O mundo começou a rodar. Sangue vertia dos pulsos de Grimmjow, ensopava suas mãos, os lençóis, pingava no chão em gotas. Momo estava paralisada — tentava conter o impulso de beber aquele líquido doce, nutritivo, viscoso e encorpado. Nunca tomara sangue de lobisomem antes. Talvez, esta fosse a chance de se vingar de todo o sofrimento que aquela espécie a causara.

Momo abriu a boca, as presas perigosamente posicionadas.

E a fechou logo depois.

Urahara Kisuke e Shihouin Yoruichi chegaram, correndo. Perceberam de imediato do que aquilo se tratava. Kisuke arrancou um pedaço de sua blusa e amarrou forte no pulso de Grimmjow. O tecido ficou ensopado de sangue logo em seguida, então Yoruichi também se empenhou em tentar curá-lo o mais rápido possível.

No entanto, Grimmjow não estava disposto a deixar. Com a pouca força que ainda tinha, tentou afastá-los de si.
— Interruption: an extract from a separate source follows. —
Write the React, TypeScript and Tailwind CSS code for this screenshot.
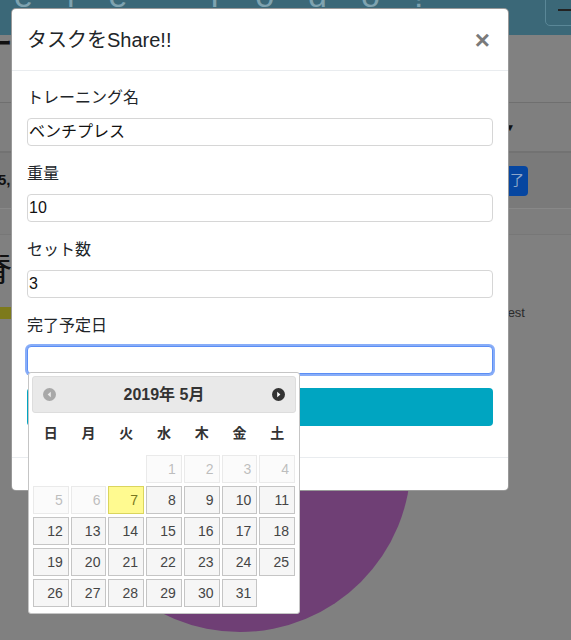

O braço que não estava cortado golpeou Yoruichi com as garras.

— Não resista! — berrou Yoruichi.

Urahara prendeu o braço de Grimmjow com suas duas mãos — as veias saltando. Ele gemeu e trincou os dentes, lutando.

— Me deixe ir para o Inferno! — ganiu.

Momo não podia deixar de compará-lo a um animal ferido, almejando ser sacrificado.

— Você não vai para o Inferno, Grimmjow — disse Yoruichi, tentando fazer com que ele se sentisse bem o suficiente consigo mesmo para lutar por sua vida — ou pelo menos não lutar por sua morte.

— Então como é que vou encontrar meu pai? — ele gemeu, a voz fina e apagada. Depois, finalmente desmaiou.

A inconsciência do homem permitiu que Yoruichi e Urahara contivessem o sangramento. O processo de estabilização de Grimmjow foi lento e deixou os dois exaustos. Os lindos trajes de festa foram estragados pelo sangue — o casal não foi à missa, porém iria jantar no castelo —, assim como os lençóis da cama. Não importava mais o quanto eles lavassem e esfregassem, a mancha seria eterna. Hinamori sabia por experiência própria — já havia lavado muitas roupas assim.

///

Grimmjow fora transferido para um outro quarto. Neliel o acompanhara desde que chegara e soubera da notícia. Chorava muito e apertava forte a mão do príncipe. Fora Yoruichi e o médico que viera ao castelo, ela era a única que parecia se importar.

Toushiro viera conversar com Hinamori — havia até mesmo abraçado-a —, mas depois fora para seu quarto se trocar. Momo continuava no quarto de Grimmjow — o vermelho parecia indecente no lençol.

Olhou para uma poça de sangue, logo depois para a porta. Sentia tanta vergonha de si mesma pelo que iria fazer.

Hinamori trancou a porta, logo depois foi até a poça de sangue e se ajoelhou. Suspirou — suas presas cresceram. Ela se abaixou e encostou a boca no chão sangrento, lambendo o líquido.